- RAW DATA

↓↓↓

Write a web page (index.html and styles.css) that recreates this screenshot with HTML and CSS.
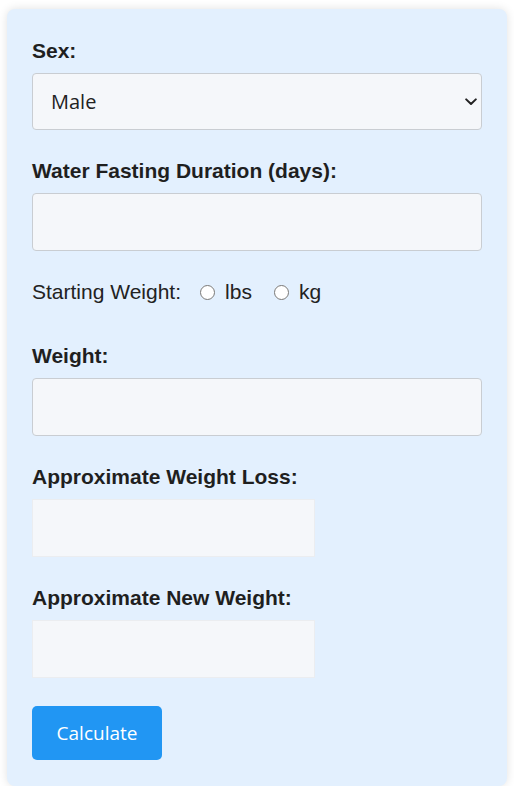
FILE: index.html
```html
<!DOCTYPE html>
<html lang="en">
<head>
<meta charset="utf-8">
<title>Water Fasting Weight Loss Calculator</title>
<link rel="stylesheet" href="styles.css">
</head>
<body>
<form class="card">
  <div class="group">
    <label class="label" for="sex">Sex:</label>
    <div class="select-wrap">
      <select id="sex" class="field select">
        <option>Male</option>
        <option>Female</option>
      </select>
      <svg class="chevron" width="12" height="8" viewBox="0 0 12 8" aria-hidden="true">
        <path d="M1.2 1.4 L6 6 L10.8 1.4" fill="none" stroke="#222" stroke-width="2" stroke-linecap="round" stroke-linejoin="round"/>
      </svg>
    </div>
  </div>

  <div class="group">
    <label class="label" for="days">Water Fasting Duration (days):</label>
    <input id="days" class="field" type="text">
  </div>

  <div class="unit-row">
    <span class="unit-title">Starting Weight:</span>
    <label class="unit"><input type="radio" name="unit" class="radio"> lbs</label>
    <label class="unit"><input type="radio" name="unit" class="radio"> kg</label>
  </div>

  <div class="group">
    <label class="label" for="weight">Weight:</label>
    <input id="weight" class="field" type="text">
  </div>

  <div class="group">
    <label class="label">Approximate Weight Loss:</label>
    <div class="output"></div>
  </div>

  <div class="group group-last">
    <label class="label">Approximate New Weight:</label>
    <div class="output"></div>
  </div>

  <button type="button" class="btn">Calculate</button>
</form>
</body>
</html>
```

FILE: styles.css
```css
* {
  box-sizing: border-box;
}

html, body {
  margin: 0;
  padding: 0;
  background: #ffffff;
}

body {
  font-family: "Liberation Sans", Arial, sans-serif;
  color: #222222;
}

.card {
  width: 500px;
  margin: 9px auto 0;
  padding: 30px 25px 26px;
  background: #e3f0fe;
  border-radius: 8px;
  box-shadow: 0 0 10px rgba(0, 0, 0, 0.12);
  display: flex;
  flex-direction: column;
  align-items: flex-start;
}

.group {
  display: flex;
  flex-direction: column;
  align-items: flex-start;
  width: 100%;
  margin-bottom: 29px;
}

.group-last {
  margin-bottom: 28px;
}

.label {
  display: block;
  font-size: 21px;
  line-height: 23px;
  font-weight: bold;
  color: #1f1f1f;
  margin-bottom: 11px;
}

.field {
  display: block;
  width: 100%;
  height: 58px;
  margin: 0;
  padding: 0 18px;
  border: 1px solid #c9cdd2;
  border-radius: 4px;
  background: #f5f7fa;
  font-family: "Open Sans", "Noto Sans", sans-serif;
  font-size: 20px;
  color: #222222;
  outline: none;
}

.select-wrap {
  position: relative;
  width: 100%;
}

.select {
  -webkit-appearance: none;
  appearance: none;
  height: 57px;
}

.chevron {
  position: absolute;
  right: 5px;
  top: 25px;
  pointer-events: none;
}

.unit-row {
  display: flex;
  align-items: center;
  height: 24px;
  margin-bottom: 40px;
  font-size: 21px;
  color: #222222;
}

.unit-title {
  margin-right: 19px;
}

.unit {
  display: flex;
  align-items: center;
  margin-right: 22px;
}

.radio {
  width: 15px;
  height: 15px;
  margin: 0 10px 0 0;
}

.output {
  width: 283px;
  height: 58px;
  background: #f5f7fa;
  border: 1px solid #ebedf0;
}

.btn {
  width: 130px;
  height: 54px;
  padding: 0;
  border: none;
  border-radius: 5px;
  background: #2196f3;
  color: #ffffff;
  font-family: "Open Sans", "Noto Sans", sans-serif;
  font-size: 19px;
  cursor: pointer;
}
```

↑↑↑

Quote each line of the listing exactly, but leave the pictures out.

- FINISHED EXERCISE
Write a web page (index.html and styles.css) that recreates this screenshot with HTML and CSS.
FILE: index.html
```html
<!DOCTYPE html>
<html lang="en">
<head>
<meta charset="utf-8">
<title>Water Fasting Weight Loss Calculator</title>
<link rel="stylesheet" href="styles.css">
</head>
<body>
<form class="card">
  <div class="group">
    <label class="label" for="sex">Sex:</label>
    <div class="select-wrap">
      <select id="sex" class="field select">
        <option>Male</option>
        <option>Female</option>
      </select>
      <svg class="chevron" width="12" height="8" viewBox="0 0 12 8" aria-hidden="true">
        <path d="M1.2 1.4 L6 6 L10.8 1.4" fill="none" stroke="#222" stroke-width="2" stroke-linecap="round" stroke-linejoin="round"/>
      </svg>
    </div>
  </div>

  <div class="group">
    <label class="label" for="days">Water Fasting Duration (days):</label>
    <input id="days" class="field" type="text">
  </div>

  <div class="unit-row">
    <span class="unit-title">Starting Weight:</span>
    <label class="unit"><input type="radio" name="unit" class="radio"> lbs</label>
    <label class="unit"><input type="radio" name="unit" class="radio"> kg</label>
  </div>

  <div class="group">
    <label class="label" for="weight">Weight:</label>
    <input id="weight" class="field" type="text">
  </div>

  <div class="group">
    <label class="label">Approximate Weight Loss:</label>
    <div class="output"></div>
  </div>

  <div class="group group-last">
    <label class="label">Approximate New Weight:</label>
    <div class="output"></div>
  </div>

  <button type="button" class="btn">Calculate</button>
</form>
</body>
</html>
```

FILE: styles.css
```css
* {
  box-sizing: border-box;
}

html, body {
  margin: 0;
  padding: 0;
  background: #ffffff;
}

body {
  font-family: "Liberation Sans", Arial, sans-serif;
  color: #222222;
}

.card {
  width: 500px;
  margin: 9px auto 0;
  padding: 30px 25px 26px;
  background: #e3f0fe;
  border-radius: 8px;
  box-shadow: 0 0 10px rgba(0, 0, 0, 0.12);
  display: flex;
  flex-direction: column;
  align-items: flex-start;
}

.group {
  display: flex;
  flex-direction: column;
  align-items: flex-start;
  width: 100%;
  margin-bottom: 29px;
}

.group-last {
  margin-bottom: 28px;
}

.label {
  display: block;
  font-size: 21px;
  line-height: 23px;
  font-weight: bold;
  color: #1f1f1f;
  margin-bottom: 11px;
}

.field {
  display: block;
  width: 100%;
  height: 58px;
  margin: 0;
  padding: 0 18px;
  border: 1px solid #c9cdd2;
  border-radius: 4px;
  background: #f5f7fa;
  font-family: "Open Sans", "Noto Sans", sans-serif;
  font-size: 20px;
  color: #222222;
  outline: none;
}

.select-wrap {
  position: relative;
  width: 100%;
}

.select {
  -webkit-appearance: none;
  appearance: none;
  height: 57px;
}

.chevron {
  position: absolute;
  right: 5px;
  top: 25px;
  pointer-events: none;
}

.unit-row {
  display: flex;
  align-items: center;
  height: 24px;
  margin-bottom: 40px;
  font-size: 21px;
  color: #222222;
}

.unit-title {
  margin-right: 19px;
}

.unit {
  display: flex;
  align-items: center;
  margin-right: 22px;
}

.radio {
  width: 15px;
  height: 15px;
  margin: 0 10px 0 0;
}

.output {
  width: 283px;
  height: 58px;
  background: #f5f7fa;
  border: 1px solid #ebedf0;
}

.btn {
  width: 130px;
  height: 54px;
  padding: 0;
  border: none;
  border-radius: 5px;
  background: #2196f3;
  color: #ffffff;
  font-family: "Open Sans", "Noto Sans", sans-serif;
  font-size: 19px;
  cursor: pointer;
}
```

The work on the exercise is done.